German news media ran a story yesterday about a hack by "Advanced Persistent Threat 28", purportedly of Russian origin, who penetrated the data networks of Germany's federal government and its security institutions. That is to say the German equivalents of the entire executive branch, including chancellor, cabinet, and executive branch agencies like CIA, FBI, ICE, federal and state police services, military intelligence and security command. Yes, let that sink in.

Counter-intelligence noticed the breach in December. At that point the systems had been compromised for the better part of a year.
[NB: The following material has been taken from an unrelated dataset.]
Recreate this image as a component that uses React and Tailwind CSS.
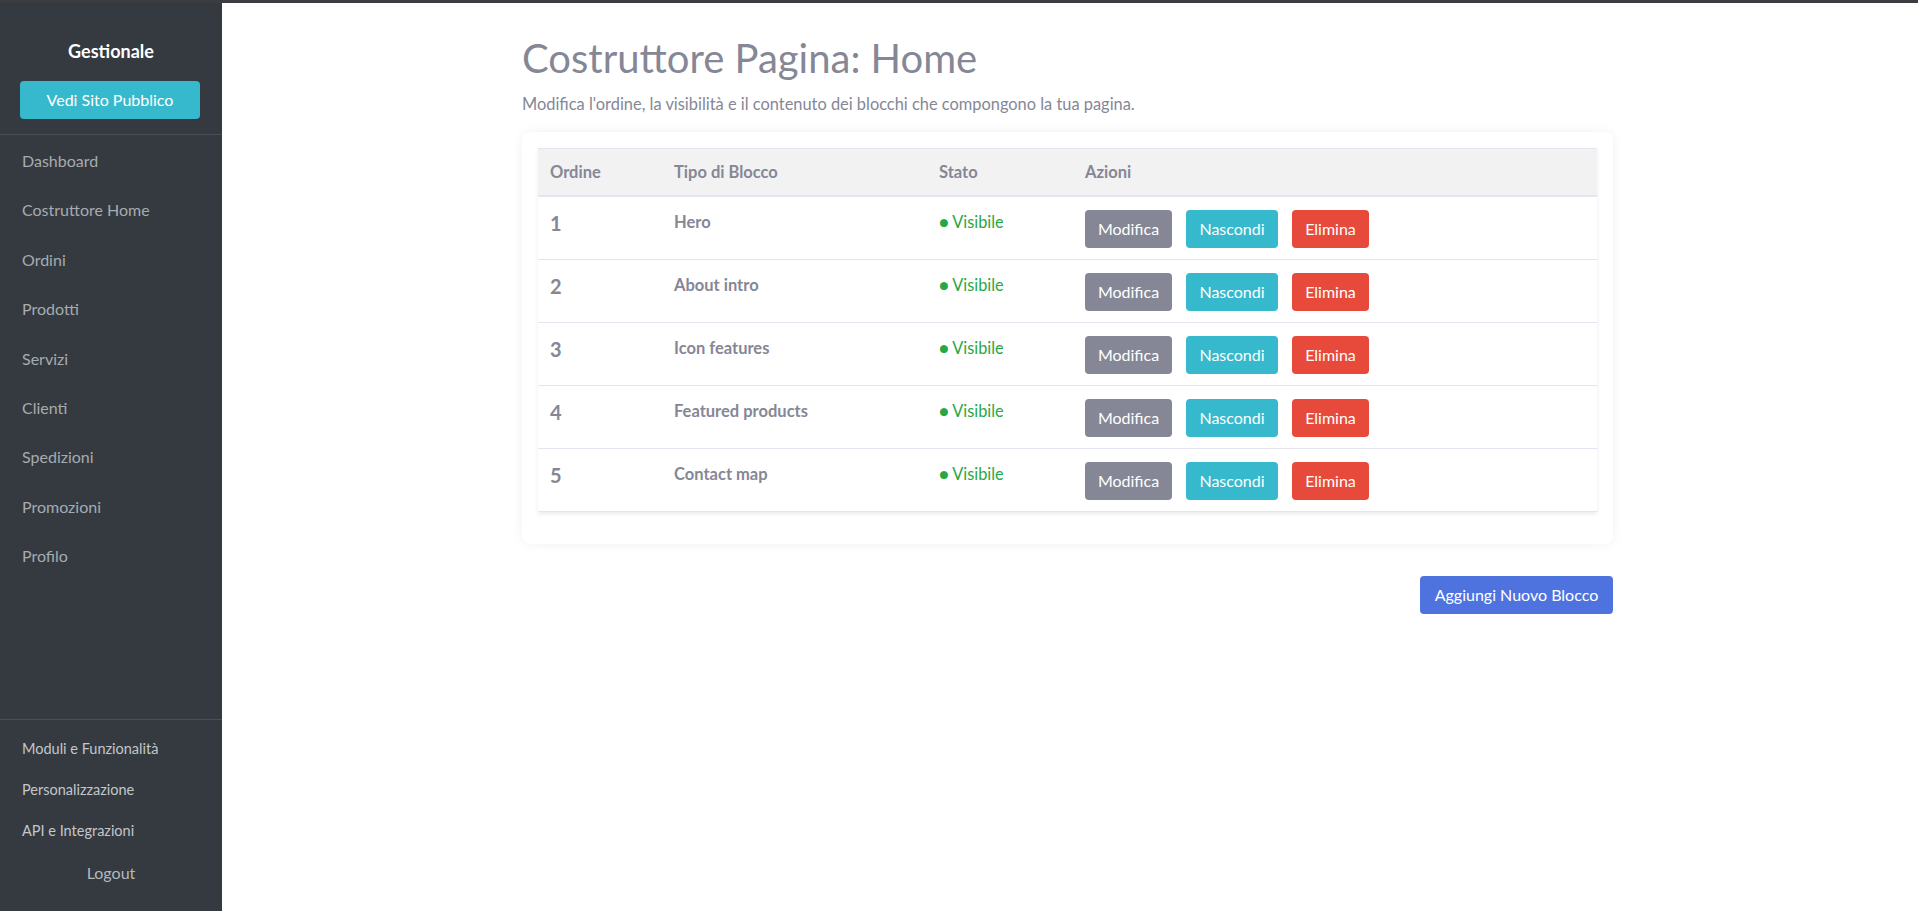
import React from 'react';

const navItems = [
  'Dashboard',
  'Costruttore Home',
  'Ordini',
  'Prodotti',
  'Servizi',
  'Clienti',
  'Spedizioni',
  'Promozioni',
  'Profilo',
];

const blocks = [
  { order: 1, type: 'Hero' },
  { order: 2, type: 'About intro' },
  { order: 3, type: 'Icon features' },
  { order: 4, type: 'Featured products' },
  { order: 5, type: 'Contact map' },
];

function Sidebar() {
  return (
    <aside className="w-[222px] shrink-0 bg-[#343a40] flex flex-col">
      <div className="pt-[35px] pb-[15px] px-5 border-b border-[#4a4f56]">
        <div className="text-center text-white font-bold text-[18px] leading-[26px]">Gestionale</div>
        <button className="mt-[17px] w-[180px] h-[38px] rounded bg-[#36b9cc] text-white text-[16px]">
          Vedi Sito Pubblico
        </button>
      </div>
      <nav className="pt-[1px] flex-1">
        {navItems.map((item) => (
          <a key={item} href="#" className="block pl-[22px] h-[49.4px] leading-[49.4px] text-[16px] text-[#a7abb0]">
            {item}
          </a>
        ))}
      </nav>
      <div className="border-t border-[#4a4f56] pt-[17px] pb-[26px]">
        <a href="#" className="block pl-[22px] h-[41px] leading-[24px] text-[14.5px] text-[#c3c6ca]">Moduli e Funzionalità</a>
        <a href="#" className="block pl-[22px] h-[41px] leading-[24px] text-[14.5px] text-[#c3c6ca]">Personalizzazione</a>
        <a href="#" className="block pl-[22px] h-[41px] leading-[24px] text-[14.5px] text-[#c3c6ca]">API e Integrazioni</a>
        <div className="text-center text-[16px] leading-[24px] text-[#b4b8bd] mt-[1px]">Logout</div>
      </div>
    </aside>
  );
}

function BlocksTable() {
  return (
    <table className="w-full border-collapse shadow-[0_2px_4px_rgba(0,0,0,0.08)]">
      <thead>
        <tr className="bg-[#f2f2f2] border-t border-[#e3e6f0] border-b-2 border-b-[#e3e6f0]">
          <th className="w-[124px] text-left px-3 py-3 text-[16.5px] leading-[22px] font-bold text-[#858796]">Ordine</th>
          <th className="w-[265px] text-left px-3 py-3 text-[16.5px] leading-[22px] font-bold text-[#858796]">Tipo di Blocco</th>
          <th className="w-[146px] text-left px-3 py-3 text-[16.5px] leading-[22px] font-bold text-[#858796]">Stato</th>
          <th className="text-left px-3 py-3 text-[16.5px] leading-[22px] font-bold text-[#858796]">Azioni</th>
        </tr>
      </thead>
      <tbody>
        {blocks.map((b) => (
          <tr key={b.order} className="border-b border-[#e3e6f0]">
            <td className="align-top px-3 pt-[13px] pb-[12px] text-[20px] leading-[26px] font-bold text-[#858796]">{b.order}</td>
            <td className="align-top px-3 pt-[13px] pb-[12px] text-[16.5px] leading-6 font-bold text-[#858796]">{b.type}</td>
            <td className="align-top px-3 pt-[13px] pb-[12px] text-[16.3px] leading-6 text-[#28a745]">● Visibile</td>
            <td className="align-top px-3 pt-[13px] pb-[11px]">
              <div className="flex gap-[14px]">
                <button className="w-[87px] h-[38px] rounded bg-[#858796] text-white text-[16px]">Modifica</button>
                <button className="w-[92px] h-[38px] rounded bg-[#36b9cc] text-white text-[16px]">Nascondi</button>
                <button className="w-[77px] h-[38px] rounded bg-[#e74a3b] text-white text-[16px]">Elimina</button>
              </div>
            </td>
          </tr>
        ))}
      </tbody>
    </table>
  );
}

export default function App() {
  return (
    <div className="h-[911px] flex flex-col bg-white font-['Lato','Noto_Sans',sans-serif] overflow-hidden">
      <div className="h-[3px] bg-[#3b3d40] shrink-0" />
      <div className="flex flex-1 min-h-0">
        <Sidebar />
        <main className="flex-1 pl-[300px]">
          <div className="w-[1091px]">
            <h1 className="pt-[31px] text-[40px] leading-[48px] font-normal text-[#858796]">Costruttore Pagina: Home</h1>
            <p className="mt-[10px] text-[16.4px] leading-6 text-[#858796]">
              Modifica l'ordine, la visibilità e il contenuto dei blocchi che compongono la tua pagina.
            </p>
            <div className="mt-4 bg-white rounded-lg p-4 shadow-[0_0_12px_rgba(0,0,0,0.06)]">
              <BlocksTable />
              <div className="h-4" />
            </div>
            <div className="flex justify-end mt-8">
              <button className="w-[193px] h-[38px] rounded bg-[#4e73df] text-white text-[16px]">Aggiungi Nuovo Blocco</button>
            </div>
          </div>
        </main>
      </div>
    </div>
  );
}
A year.


Notwithstanding the fact that all journalism related to this attack is abysmal - in particular the "let's blame a sovereign nation for what amounts to a cyber act of war" based on what: an IP address? a common methodology? - the fact that a breach at federal level can remain undetected for a year speaks to how woefully unprepared Germany is in cybersecurity.

At this point, one should assume that there is no such thing as German state or economic secrets. Everything has been compromised. For a nation that used to pride itself on security and the strength of its intellectual property, this is a very sad day indeed.

2 responses
The other side of the question is what to trust. + hardware is compromised with backdoors (Intel CPU with the hidden processor) + software is compromised (Windows, Android, Linux+SE) + communications are compromised (Telekom giving data away like no tomorrow) + these "hacking" news are quick to point out RU, to satisfy the ruling system Real cybersec in Germany is made today by indie developers. Very seldom they ever get investment support or visibility, contrary to what one finds in US, RU, IL, UK, CN and FR. Still, it seems to be an intentional business strategy of the gov to keep weak cybersec around here. There isn't a real interest to change that anywhere soon.
Brito, thanks for the comment. I think you're right. It's funny that everyone keeps pushing "digitization" when the very foundation of that system - whether or not I can trust a signature - is eroded. The same is true for privacy.